Daphne and George, have been receiving live-in care from the Live In Care Company since May. Their carer, Sarah, arrived during the first nationwide COVID-19 lockdown, in this time Sarah got to know Daphne and George well, and they have built a strong bond.

 

In October 2020 Daphne went for her usual mid-afternoon nap, but when Sarah came to wake her she noticed that Daphne was very confused. Daphne was speaking, but the words were coming out all jumbled up and she appeared weaker on one side of her body.

 

Sarah made sure Daphne was safe and called 999, explaining to the operator what had happened. As she used to be a nurse, Sarah suspected that Daphne may have had a stroke. Sarah explained to George that she had called 999 and also their son James to let him know what was happening. Sarah, Daphne and George waited for the paramedics to arrive. It was comforting to see that although Daphne was confused, she wasn’t frightened, Sarah was calm and reassuring.

 

Sarah described the situation to the paramedics and while Daphne was being monitored she quickly put a hospital bag together with some home comforts.

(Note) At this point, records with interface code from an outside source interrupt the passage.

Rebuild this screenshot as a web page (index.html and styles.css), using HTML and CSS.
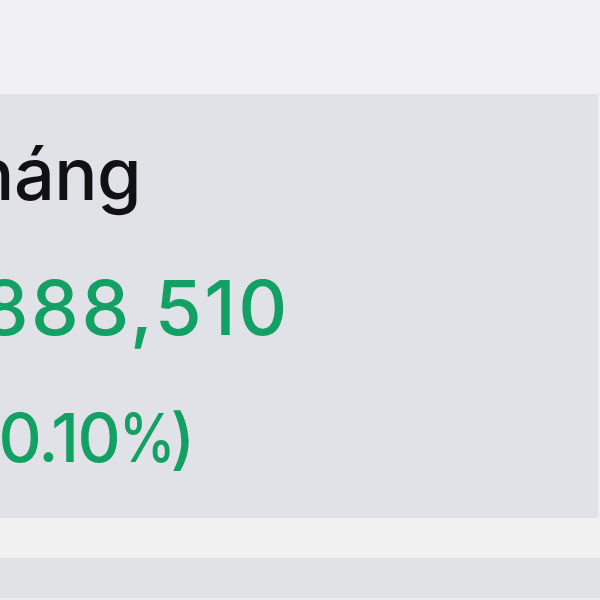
FILE: index.html
```html
<!DOCTYPE html>
<html lang="vi">
<head>
<meta charset="utf-8">
<link rel="stylesheet" href="styles.css">
</head>
<body>
<div class="screen">
  <div class="top-strip"></div>
  <section class="card">
    <div class="label">tháng</div>
    <div class="amount">1,888,510</div>
    <div class="percent">(+0.10<span class="pct">%</span>)</div>
  </section>
  <div class="gap-strip"></div>
  <div class="next-card"></div>
</div>
</body>
</html>
```
FILE: styles.css
```css
html, body {
  margin: 0;
  padding: 0;
  background: #f1f1f3;
}
body {
  font-family: "Inter", "Noto Sans", "Liberation Sans", sans-serif;
  overflow: hidden;
  width: 600px;
  height: 600px;
}
.screen {
  display: flex;
  flex-direction: column;
  width: 600px;
  height: 600px;
  overflow: hidden;
}
.top-strip {
  height: 94px;
  flex: none;
  background: #f1f1f3;
}
.card {
  flex: none;
  height: 424px;
  box-sizing: border-box;
  background: #e1e2e7;
  border-right: 2px solid #eceef2;
  padding-top: 44px;
  display: flex;
  flex-direction: column;
  white-space: nowrap;
}
.label {
  font-size: 72px;
  line-height: 72px;
  font-weight: 500;
  color: #111114;
  margin-left: -53px;
  letter-spacing: -0.5px;
}
.amount {
  font-size: 76px;
  line-height: 76px;
  font-weight: 500;
  color: #12a065;
  margin-top: 59px;
  margin-left: -77px;
  letter-spacing: 2.5px;
}
.percent {
  font-size: 67px;
  line-height: 67px;
  font-weight: 500;
  color: #12a065;
  margin-top: 59px;
  margin-left: -68px;
  letter-spacing: -1.5px;
}
.pct {
  display: inline-block;
  transform: scaleX(0.85);
  transform-origin: left center;
  margin-right: -14px;
}
.gap-strip {
  flex: none;
  height: 40px;
  box-sizing: border-box;
  background: #f1f1f2;
  border-bottom: 1px solid #eaeaed;
}
.next-card {
  flex: none;
  height: 40px;
  background: #e1e2e6;
  border-bottom: 2px solid #ececf0;
}
```
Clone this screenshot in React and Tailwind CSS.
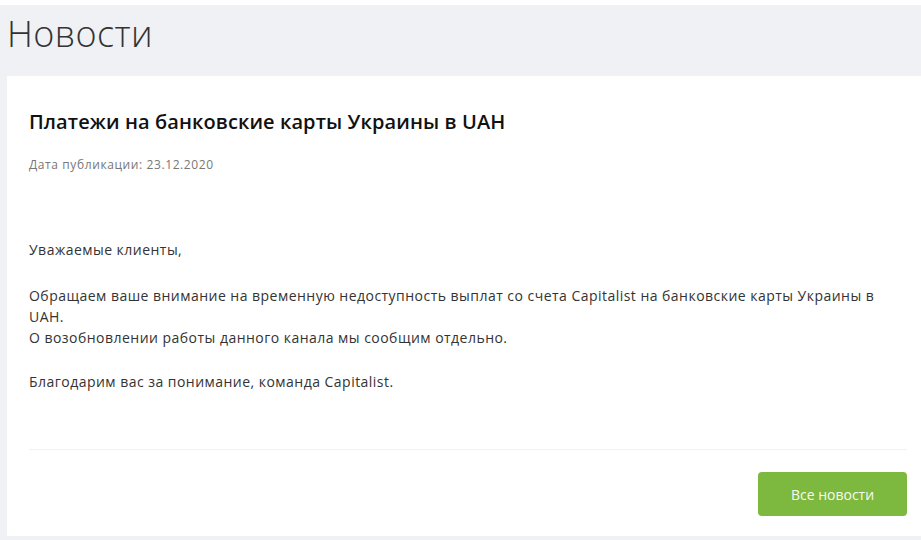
import React from 'react';

const font = { fontFamily: '"Open Sans", "Lato", sans-serif' };

export default function App() {
  return (
    <div className="w-[921px] h-[540px] overflow-hidden bg-white" style={font}>
      <div className="mt-[5px] h-[535px] bg-[#f0f1f5] flex flex-col">
        <h1 className="h-[71px] pl-[7px] pt-[7px] text-[36px] leading-[44px] font-light tracking-[0.4px] text-[#333]">Новости</h1>
        <div className="ml-[7px] h-[460px] bg-white flex flex-col px-[22px]">
          <h2 className="mt-[33px] text-[20px] leading-[26px] font-semibold tracking-[0.1px] text-[#111]">
            Платежи на банковские карты Украины в UAH
          </h2>
          <p className="mt-[22px] text-[12px] leading-[16px] tracking-[0.6px] text-[#777]">Дата публикации: 23.12.2020</p>
          <div className="mt-[66px] text-[14px] leading-[21px] tracking-[0.47px] text-[#333]">
            <p>Уважаемые клиенты,</p>
            <p className="mt-[25px]">
              Обращаем ваше внимание на временную недоступность выплат со счета Capitalist на банковские карты Украины в UAH.
              <br />
              О возобновлении работы данного канала мы сообщим отдельно.
            </p>
            <p className="mt-[23px]">Благодарим вас за понимание, команда Capitalist.</p>
          </div>
          <div className="mt-[57px] mr-[-8px] border-t border-[#f2f2f4]" />
          <div className="flex justify-end mr-[-8px] mt-[22px]">
            <button className="w-[149px] h-[44px] rounded-[4px] bg-[#7db83f] text-[#f8fbef] text-[14px]">
              Все новости
            </button>
          </div>
        </div>
      </div>
    </div>
  );
}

Due to the COVID-19 pandemic, nobody could accompany Daphne in the ambulance. As Daphne went with the paramedics, George became increasing upset and frightened at the thought of his wife being taken away and not being able to support her. Sarah did a wonderful job of comforting George. That night she put the phone by her bed to ensure she received any updates from the hospital.

 

The next day, Daphne was transferred to a much larger hospital in the city and was admitted to the Acute Stroke Unit. Sarah stayed at home with George, reassuring him, speaking with the doctors and ensuring that the family understood what was happening and that Daphne was being well cared for. It became clear that Daphne had had a small stroke which triggered weakness and aphasia (an impairment of language, affecting the production or comprehension of speech). Daphne was supported on the ward for a week, and George missed her greatly, but was reassured by the presence of Sarah in the home.

 

At the end of October, since COVID-19 was spreading quickly the doctors decided that although Daphne still had some way to go in her recovery, she could come home as Sarah was on hand to provide additional support. It was safer for Daphne to continue her recovery at home in the countryside rather than in a busy city hospital. The fact that she had appropriate live-care meant Daphne could be cared for at home with visiting occupational therapy. Sarah could keep a close eye on Daphne, making sure she took her medication, keeping up to date with medical appointments, and helping with the exercises that Daphne had been given.  Daphne was benefitting enormously from the hearty, nutritious meals that Sarah cooked and is rebuilding her strength.

 

At aged 81, Daphne and George just want to be together. The idea of not seeing Daphne for weeks on end was extremely upsetting for George and he was delighted that she could return home so soon. The day Daphne was discharged from hospital George waited all afternoon by the window watching out for the ambulance to bring her home. A few weeks on and Daphne is doing really well with the help of Sarah, and George is happy to have her back home.